Part of the reason I care about this is that I am cursed as an exile to be more invested in my homeland's uniqueness than the people who live there. But beyond that, I am legitimately sad at the loss of a place that meant so much to me. In my pre-internet childhood having a good bookstore in my small, isolated town was absolutely crucial. It was there when I was in the fourth grade and obsessed with Choose Your Own Adventure books. When I became a fantasy RPG nut it's where I bought copies of Dragon magazine, as well as way too many Dragonlance novels. (Once I developed some taste I bought my Tolkien books there, too.) Later it's where I fed my Stephen King obsession in middle school, as well as my growing interests in history and science fiction. In high school it's where I started exploring heavier literature, from Conrad to Dostoevsky. I still remember the day I came in as a 17 year old and asked the store to order me a copy of Kerouac's On The Road. The owner of the store gave me a little smile at my request. While my teenaged love of that book embarrasses me a little today, that smile was probably my first clue that I would think of that book differently in adulthood.

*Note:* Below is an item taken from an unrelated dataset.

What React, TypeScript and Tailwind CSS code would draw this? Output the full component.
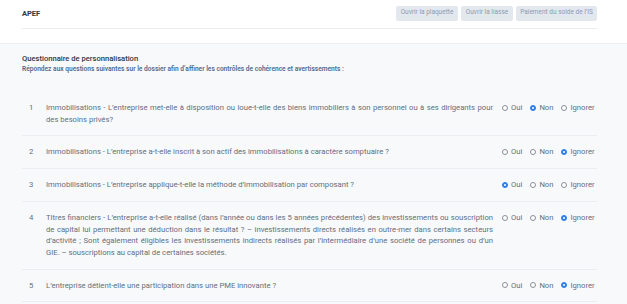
import { useState } from "react";

type Answer = "oui" | "non" | "ignorer";

const questions: { id: number; text: string; answer: Answer }[] = [
  {
    id: 1,
    text: "Immobilisations - L’entreprise met-elle à disposition ou loue-t-elle des biens immobiliers à son personnel ou à ses dirigeants pour des besoins privés?",
    answer: "non",
  },
  {
    id: 2,
    text: "Immobilisations - L’entreprise a-t-elle inscrit à son actif des immobilisations à caractère somptuaire ?",
    answer: "ignorer",
  },
  {
    id: 3,
    text: "Immobilisations - L’entreprise applique-t-elle la méthode d’immobilisation par composant ?",
    answer: "oui",
  },
  {
    id: 4,
    text: "Titres financiers - L’entreprise a-t-elle réalisé (dans l’année ou dans les 5 années précédentes) des investissements ou souscription de capital lui permettant une déduction dans le résultat ? – investissements directs réalisés en outre-mer dans certains secteurs d’activité ; Sont également éligibles les investissements indirects réalisés par l’intermédiaire d’une société de personnes ou d’un GIE. – souscriptions au capital de certaines sociétés.",
    answer: "ignorer",
  },
  {
    id: 5,
    text: "L’entreprise détient-elle une participation dans une PME innovante ?",
    answer: "ignorer",
  },
];

const options: { value: Answer; label: string }[] = [
  { value: "oui", label: "Oui" },
  { value: "non", label: "Non" },
  { value: "ignorer", label: "Ignorer" },
];

function Radio({ checked, label, onClick }: { checked: boolean; label: string; onClick: () => void }) {
  return (
    <button type="button" onClick={onClick} className="flex items-center gap-[3px]">
      {checked ? (
        <span className="w-[6px] h-[6px] rounded-full bg-[#2f7fe8] border border-[#2f7fe8] flex items-center justify-center">
          <span className="w-[2px] h-[2px] rounded-full bg-white" />
        </span>
      ) : (
        <span className="w-[6px] h-[6px] rounded-full border border-[#8a8f98] bg-white" />
      )}
      <span>{label}</span>
    </button>
  );
}

export default function App() {
  const [answers, setAnswers] = useState<Record<number, Answer>>(
    Object.fromEntries(questions.map((q) => [q.id, q.answer]))
  );

  return (
    <main className="min-h-screen w-[627px] h-[304px] overflow-hidden bg-[#f8f9fb] font-['Roboto',sans-serif]">
      {/* Header */}
      <header className="bg-white pl-[22px] pr-[30px] h-[44px] border-b border-[#eef0f3]">
        <div className="flex items-center justify-between h-[29px] border-b border-[#eceef1]">
          <h1 className="text-[7.5px] font-bold text-[#2c3440] pb-[1px]">APEF</h1>
          <div className="flex gap-[3px] pb-[2px]">
            <button className="h-[15px] w-[62px] rounded-[2px] bg-[#e3e8ee] text-[6.5px] text-[#8d9bb0]">
              Ouvrir la plaquette
            </button>
            <button className="h-[15px] w-[52px] rounded-[2px] bg-[#e3e8ee] text-[6.5px] text-[#8d9bb0]">
              Ouvrir la liasse
            </button>
            <button className="h-[15px] w-[81px] rounded-[2px] bg-[#e3e8ee] text-[6.5px] text-[#8d9bb0]">
              Paiement du solde de l’IS
            </button>
          </div>
        </div>
      </header>

      {/* Questionnaire */}
      <section className="pl-[22px] pr-[30px] pt-[9px]">
        <h2 className="text-[7.6px] leading-[11px] font-medium text-[#2d3644]">
          Questionnaire de personnalisation
        </h2>
        <p className="text-[6.6px] leading-[10px] font-semibold text-[#50698f]">
          Répondez aux questions suivantes sur le dossier afin d’affiner les contrôles de cohérence et avertissements :
        </p>

        <div className="mt-[18px]">
          {questions.map((q) => (
            <div key={q.id} className="flex items-start py-[10px] border-b border-[#eceef1] text-[7.68px] leading-[11.7px] text-[#646f80]">
              <div className="w-[24px] shrink-0 pl-[7px]">{q.id}</div>
              <div className="w-[447px] shrink-0 text-justify">{q.text}</div>
              <div className="ml-[9px] flex gap-[8px]">
                {options.map((o) => (
                  <Radio
                    key={o.value}
                    label={o.label}
                    checked={answers[q.id] === o.value}
                    onClick={() => setAnswers({ ...answers, [q.id]: o.value })}
                  />
                ))}
              </div>
            </div>
          ))}
        </div>
      </section>
    </main>
  );
}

When I was growing up the Omaha World-Herald, Nebraska's biggest newspaper, compiled a list of best-sellers each week in the state to run alongside the Times' bestseller list. The only bookstore in the rural part of the state they used to compile the list was Prairie Books. It made me feel like my town mattered, that we were more cultured than those other cow towns out on the plains. A lot things over the past three decades have shown my town to be just another rural burg getting hollowed out by global capitalism. Of all those things none stings harder than losing Prairie Books.